TRILEX^{2} approach: towards the calculation of realistic systems — •Evgeny A. Stepanov^{1}, Silke Biermann^{2}, and Alexander I. Lichtenstein^{1} — ^{1}Institute of Theoretical Physics, University of Hamburg, Germany — ^{2}Centre de Physique Theorique, Ecole Polytechnique, Palaiseau, France

A theoretical description of strongly correlated realistic systems is a challenging issue. A state-of-art method that allows to obtain single-particle properties of a corresponding multi-band electronic problem is the dynamical mean field theory (DMFT).
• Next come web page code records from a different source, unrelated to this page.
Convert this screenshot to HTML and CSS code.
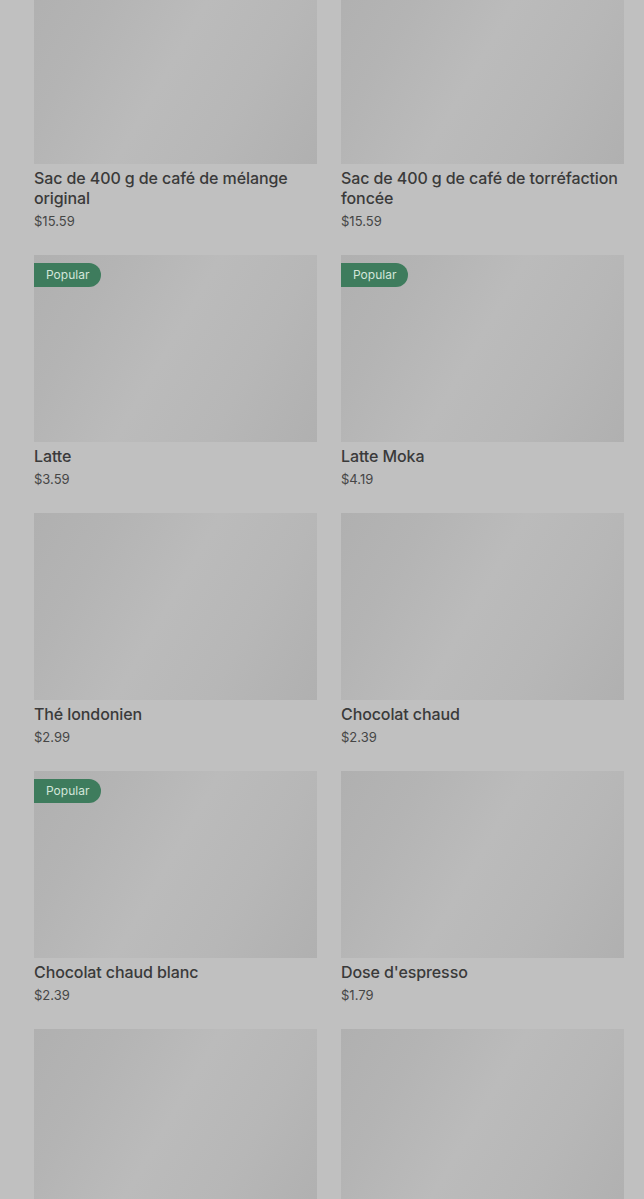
FILE: index.html
```html
<!DOCTYPE html>
<html lang="fr">
<head>
  <meta charset="UTF-8" />
  <meta name="viewport" content="width=device-width, initial-scale=1.0"/>
  <title>Menu</title>
  <link rel="stylesheet" href="styles.css">
</head>
<body>

  <main class="products">

    <div class="product">
      <div class="thumb"></div>
      <h3 class="name">Sac de 400 g de café de mélange original</h3>
      <p class="price">$15.59</p>
    </div>

    <div class="product">
      <div class="thumb"></div>
      <h3 class="name">Sac de 400 g de café de torréfaction foncée</h3>
      <p class="price">$15.59</p>
    </div>

    <div class="product">
      <div class="thumb"><span class="badge">Popular</span></div>
      <h3 class="name">Latte</h3>
      <p class="price">$3.59</p>
    </div>

    <div class="product">
      <div class="thumb"><span class="badge">Popular</span></div>
      <h3 class="name">Latte Moka</h3>
      <p class="price">$4.19</p>
    </div>

    <div class="product">
      <div class="thumb"></div>
      <h3 class="name">Thé londonien</h3>
      <p class="price">$2.99</p>
    </div>

    <div class="product">
      <div class="thumb"></div>
      <h3 class="name">Chocolat chaud</h3>
      <p class="price">$2.39</p>
    </div>

    <div class="product">
      <div class="thumb"><span class="badge">Popular</span></div>
      <h3 class="name">Chocolat chaud blanc</h3>
      <p class="price">$2.39</p>
    </div>

    <div class="product">
      <div class="thumb"></div>
      <h3 class="name">Dose d'espresso</h3>
      <p class="price">$1.79</p>
    </div>

    <div class="product">
      <div class="thumb"></div>
    </div>

    <div class="product">
      <div class="thumb"></div>
    </div>

  </main>

</body>
</html>
```

FILE: styles.css
```css
body {
  margin: 0;
  background: #c0c0c0;
  font-family: Inter, "Liberation Sans", sans-serif;
  color: #393939;
  overflow: hidden;
}

.products {
  display: grid;
  grid-template-columns: 283px 283px;
  column-gap: 24px;
  row-gap: 24px;
  padding-left: 34px;
  margin-top: -23px;
}

.thumb {
  position: relative;
  height: 187px;
  background: linear-gradient(120deg, #b0b0b0 0%, #b4b4b4 22%, #bbbbbb 48%, #b7b7b7 72%, #b0b0b0 100%);
}

.badge {
  position: absolute;
  top: 8px;
  left: 0;
  height: 24px;
  line-height: 24px;
  padding: 0 12px;
  background: #3e7c5d;
  color: #d3e6da;
  font-size: 12px;
  border-radius: 0 12px 12px 0;
}

.name {
  margin: 4px 0 0;
  font-size: 16px;
  line-height: 20px;
  font-weight: 500;
  letter-spacing: -0.1px;
  color: #3a3a3a;
}

.price {
  margin: 3px 0 0;
  font-size: 13px;
  line-height: 20px;
  color: #464646;
}
```
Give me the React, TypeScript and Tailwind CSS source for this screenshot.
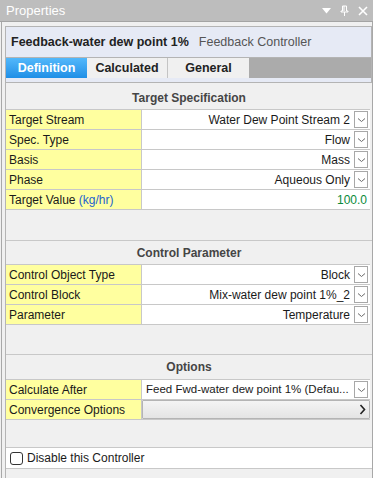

Starting from DMFT, it is known that a consistent calculation of two-particle susceptibilities can be done via a ladder diagram that necessarily contains local vertex corrections. However, a calculation of these vertices is the most complicated and time consuming part of numerical approaches that describe nonlocal collective effects diagrammatically beyond DMFT. In some cases, a description of collective electronic fluctuations can be performed in a much simpler way using the GW+DMFT theory. However, the GW+DMFT in its original form accounts for the screening of the local Coulomb interaction only in the charge channel. Thus, the effect of the magnetic fluctuations in the nonlocal self-energy is missing. Recently, some of us introduced a computationally inexpensive TRILEX^{2} approach [PRB 100, 205115 (2019)] that describes nonlocal many-body effects in the GW+DMFT style, but allows for a simultaneous account for collective excitations in different (charge, spin, etc.) bosonic channels. Here, we apply this method to a multi-band Hubbard model to explore orbital and spin fluctuations.